→ **Direction**
Copy from the first line below down to and including the line with "text-[16.67px] leading-[19px] h-[26px]". Skip the pictures.

╭─ Collected data

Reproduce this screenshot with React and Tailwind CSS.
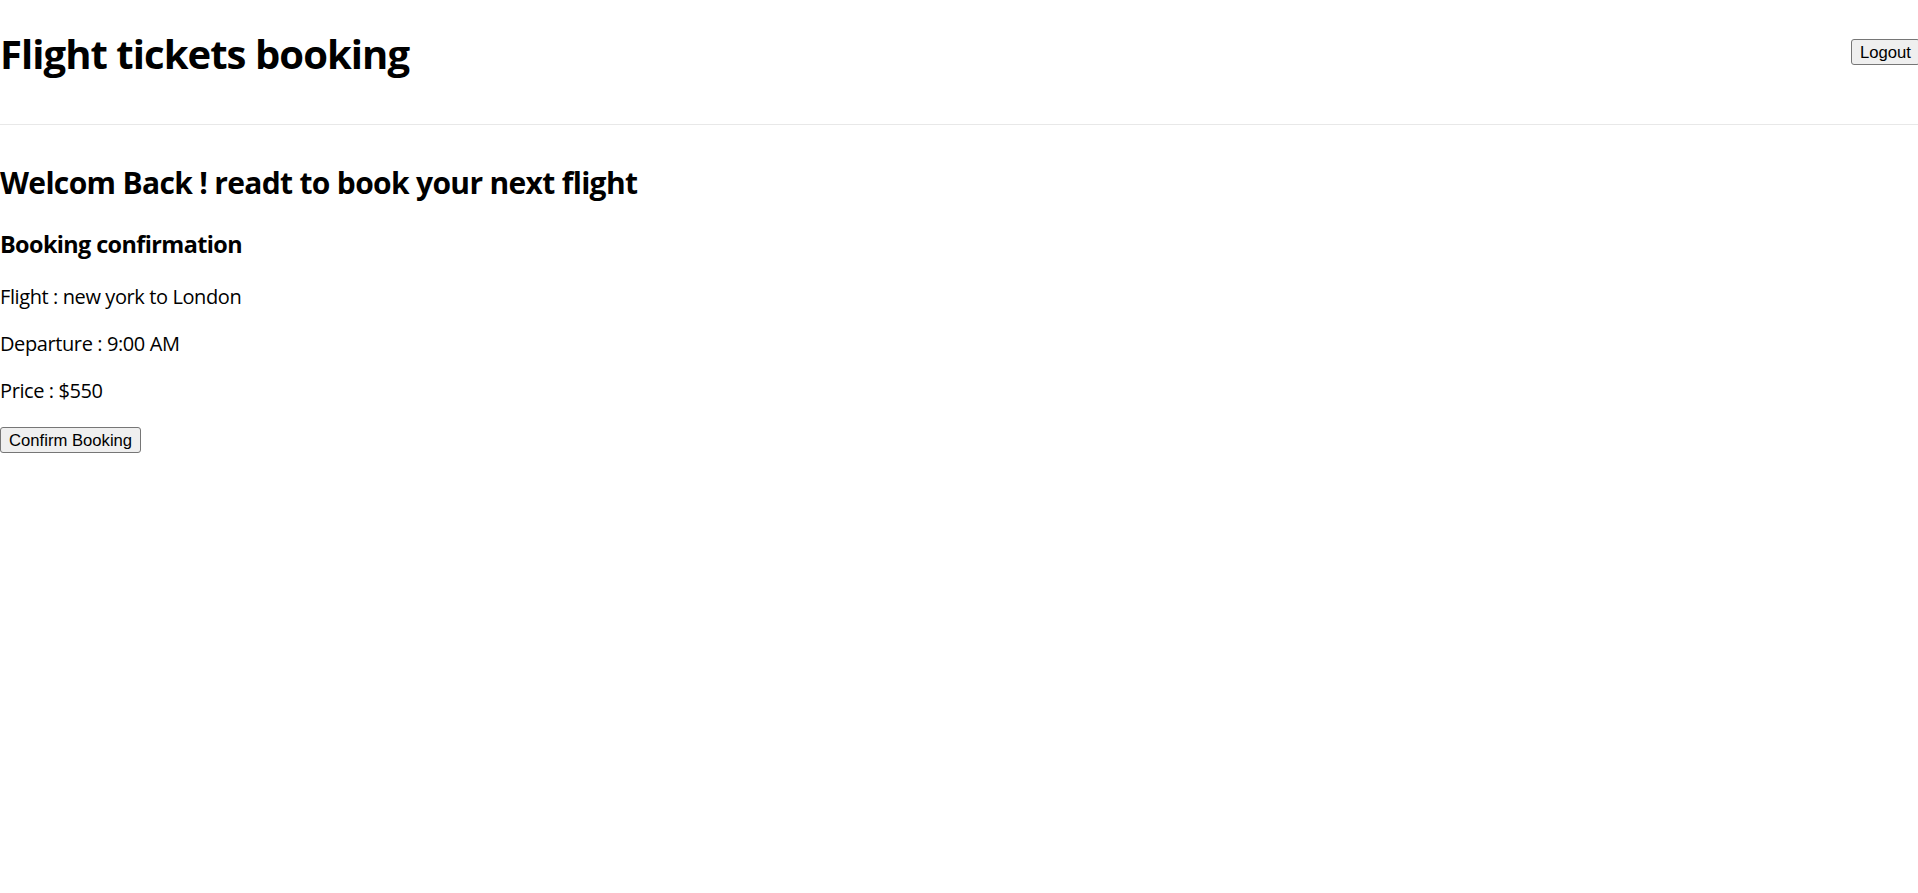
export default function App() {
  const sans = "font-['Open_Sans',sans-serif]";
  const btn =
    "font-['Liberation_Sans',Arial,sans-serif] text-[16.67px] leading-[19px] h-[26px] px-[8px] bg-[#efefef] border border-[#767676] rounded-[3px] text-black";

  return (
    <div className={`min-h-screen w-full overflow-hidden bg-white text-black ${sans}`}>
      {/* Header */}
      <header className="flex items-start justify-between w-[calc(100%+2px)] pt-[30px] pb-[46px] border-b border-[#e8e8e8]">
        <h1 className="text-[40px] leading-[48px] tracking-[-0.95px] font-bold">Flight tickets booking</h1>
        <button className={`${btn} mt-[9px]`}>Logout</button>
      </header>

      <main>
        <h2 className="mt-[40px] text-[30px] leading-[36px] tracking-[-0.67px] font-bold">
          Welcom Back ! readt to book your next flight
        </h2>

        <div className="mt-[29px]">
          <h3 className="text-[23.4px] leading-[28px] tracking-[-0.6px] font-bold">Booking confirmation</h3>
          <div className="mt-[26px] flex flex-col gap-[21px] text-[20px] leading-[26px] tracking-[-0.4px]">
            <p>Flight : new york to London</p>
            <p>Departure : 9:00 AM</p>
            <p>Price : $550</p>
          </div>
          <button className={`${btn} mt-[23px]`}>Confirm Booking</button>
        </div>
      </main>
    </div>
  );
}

╰─

→ **Full answer**
Reproduce this screenshot with React and Tailwind CSS.
export default function App() {
  const sans = "font-['Open_Sans',sans-serif]";
  const btn =
    "font-['Liberation_Sans',Arial,sans-serif] text-[16.67px] leading-[19px] h-[26px] px-[8px] bg-[#efefef] border border-[#767676] rounded-[3px] text-black";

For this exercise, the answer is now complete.